Director David Gordon Green’s Stronger offers up an unassuming portrait of wounded love and solitude.
At times, Gyllenhaal appears to be awkwardly stitching at the seams of his character’s emotional outbursts, indulging his hammier instincts. Luckily, though, and following in rhythmic lockstep with the nature of Jeff and Erin’s relationship, Maslany’s performance becomes a calming force for Gyllenhaal. Her restrained turn helps the film’s depiction of a relationship fraught with so much difficulty steer clear of the trap of sentimentality; Erin’s silences are often enough to speak to the totality of her courage. As Jeff and Erin struggle to regain their equilibrium when life begins to settle into a new routine, the narrative gives equal weight to Erin as she copes with the responsibilities of caring for a still somewhat childish man and the prospect of a family on the horizon. Green’s nuanced and balanced rendering of Jeff’s physical rehabilitation and the rebuilding of the couple’s relationship shrewdly reveals the psychic toll these events have taken on both individuals.

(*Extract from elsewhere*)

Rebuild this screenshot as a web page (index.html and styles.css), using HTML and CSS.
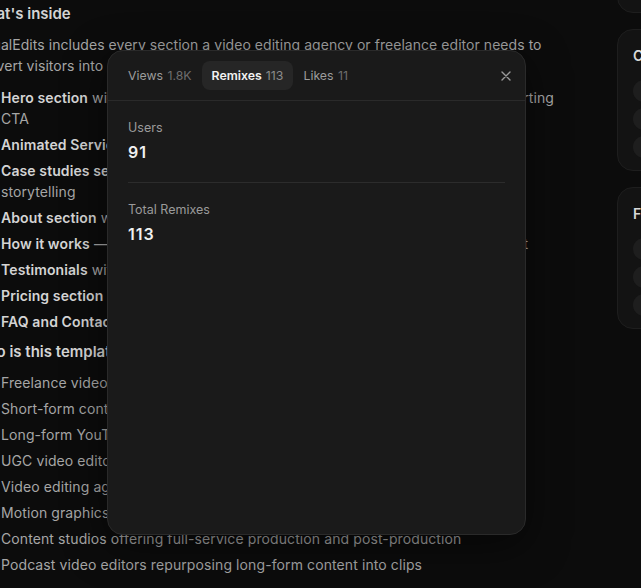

As Stronger draws to a close, however, Green can no longer keep the sentimentality that so often plagues films about the disabled at bay. Jeff’s throwing out of the first pitch at a Red Sox game stands as an efficient, if blunt, contrast to his earlier anxiety-ridden appearance before a Bruins playoff game, but the outpouring of love and appreciation he receives from various strangers afterward is intended too conspicuously by the filmmakers to tug at the heartstrings. The entire sequence is jarring for how glaringly out of step it is with the film’s otherwise measured portrayal of Jeff’s travails and emotional perseverance, offering viewers a sense of pat finality that sweeps under the rug the immense hardships that Jeff will continue to face.
But that’s a minor misstep in a film that otherwise presents a complicated and thorny reality that one doesn’t usually get from the average biopic. Stronger’s embrace of the unpredictable nature of Jeff and Erin’s journey yields an array of raw, surprising character beats that flow organically from one to the next, which is to say without feeling preordained to fit within a more traditional story arc. Hollywood will never be able to resist potentially inspirational stories about disabled underdogs, but Green’s film at least shows that even the most Oscar-baity of scenarios can work if overwrought, manipulative melodrama is shunned in favor of a genuine curiosity and empathy for the struggles of average people like Jeff Bauman and Erin Hurley.